Commercial organizations are the main forming link of the market economy. Profit serves as the purpose of their activities and an important object of tax and accounting. Accounting and calculation of profit are associated with a lot of problems, since it is the most conditional accounting object, subject to many objective and subjective factors. Its calculation is related to the correlation of the amount of income received and expenses incurred by the organization, however, the methodology for reflecting the facts of economic life in accounting and tax accounting is different and is regulated by different regulatory legal acts that dictate not always the same accounting rules.
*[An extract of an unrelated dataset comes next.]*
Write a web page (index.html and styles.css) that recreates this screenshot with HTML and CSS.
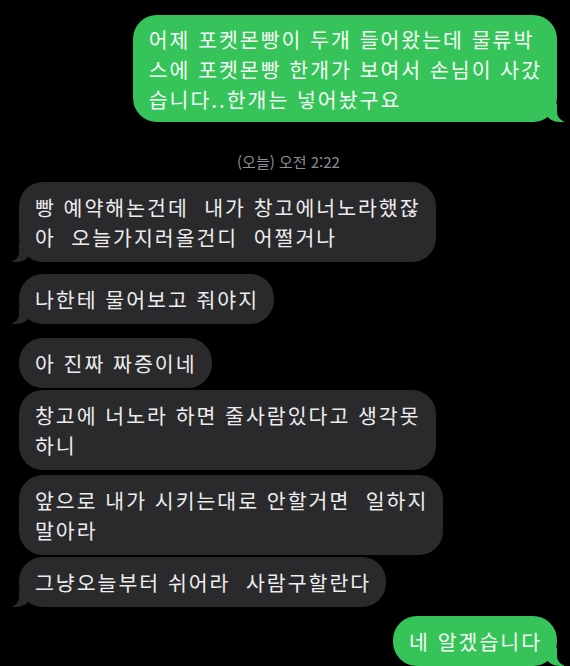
FILE: index.html
```html
<!DOCTYPE html>
<html lang="ko">
<head>
  <meta charset="UTF-8" />
  <meta name="viewport" content="width=device-width, initial-scale=1.0" />
  <title>메시지</title>
  <link rel="stylesheet" href="styles.css">
</head>
<body>

  <main class="chat">
    <div class="bubble sent tail">어제 포켓몬빵이 두개 들어왔는데 물류박<br>스에 포켓몬빵 한개가 보여서 손님이 사갔<br>습니다..한개는 넣어놨구요</div>

    <div class="stamp">(오늘) 오전 2:22</div>

    <div class="bubble recv tail">빵 예약해논건데  내가 창고에너노라했잖<br>아  오늘가지러올건디  어쩔거나</div>
    <div class="bubble recv tail gap-m">나한테 물어보고 줘야지</div>
    <div class="bubble recv gap-l">아 진짜 짜증이네</div>
    <div class="bubble recv gap-xs">창고에 너노라 하면 줄사람있다고 생각못<br>하니</div>
    <div class="bubble recv gap-s">앞으로 내가 시키는대로 안할거면  일하지<br>말아라</div>
    <div class="bubble recv tail gap-xs">그냥오늘부터 쉬어라  사람구할란다</div>

    <div class="bubble sent tail gap-last">네 알겠습니다</div>
  </main>

</body>
</html>
```

FILE: styles.css
```css
* {
  box-sizing: border-box;
  margin: 0;
  padding: 0;
}

body {
  background: #000;
  font-family: 'Noto Sans CJK KR', 'Noto Sans', sans-serif;
  color: #ededed;
  height: 666px;
  overflow: hidden;
}

.chat {
  display: flex;
  flex-direction: column;
  padding: 15px 12px 0 19px;
}

.bubble {
  position: relative;
  padding: 10px 15px 10px 16px;
  font-size: 20.5px;
  line-height: 30px;
  letter-spacing: 2px;
  border-radius: 24px;
  white-space: pre-wrap;
  max-width: 100%;
}

.sent {
  align-self: flex-end;
  background: #36c45a;
  color: #f4fff6;
  margin-right: 1px;
}

.sent:first-child {
  padding-top: 9px;
  padding-bottom: 8px;
}

.recv {
  align-self: flex-start;
  background: #2a2a2c;
}

/* tails */
.tail::before,
.tail::after {
  content: "";
  position: absolute;
  bottom: 0;
  height: 18px;
}

.sent.tail::before {
  right: -7px;
  width: 20px;
  background: #36c45a;
  border-bottom-left-radius: 16px 14px;
}

.sent.tail::after {
  right: -26px;
  width: 26px;
  background: #000;
  border-bottom-left-radius: 10px;
}

.recv.tail::before {
  left: -7px;
  width: 20px;
  background: #2a2a2c;
  border-bottom-right-radius: 16px 14px;
}

.recv.tail::after {
  left: -26px;
  width: 26px;
  background: #000;
  border-bottom-right-radius: 10px;
}

.stamp {
  align-self: center;
  margin: 29px 0 9px 0;
  font-size: 15px;
  line-height: 22px;
  color: #8e8e93;
}

.gap-xs { margin-top: 2px; }
.gap-s { margin-top: 5px; }
.gap-m { margin-top: 12px; }
.gap-l { margin-top: 14px; }
.gap-last { margin-top: 9px; }
```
Of course, not only the methods and principles of accounting and tax accounting affect the amount of income, expenses and profits, but also the real efficiency of the business, the rationality of the financial and economic activities of the organization. However, it is the difference in the methods and rules of management that determines the difference that arises in the amounts of profit according to the data of accounting and tax accounting. This paper examines the impact of the legislative framework on accounting and tax accounting, lists the basic rules for recording income and expenses, identifies the main criteria for the difference in profit formation, and provides examples that clearly demonstrate the change in profit with various accounting methods. The article provides specific proposals for the convergence of profits in the accounting and tax accounting of the organization. The amount of profit received at the end of a particular period taken and subject to tracking in dynamics is the most important indicator of the effectiveness of the enterprise. The profit received by the organization is not only reflected in the forms of financial statements and informs the founders and other interested parties about the summary results and possibilities for further use, but is also recorded in tax returns and affects the tax burden of the organization. That is why the search for optimal ways of convergence of accounting and tax accounting of the organization’s profit plays an important role.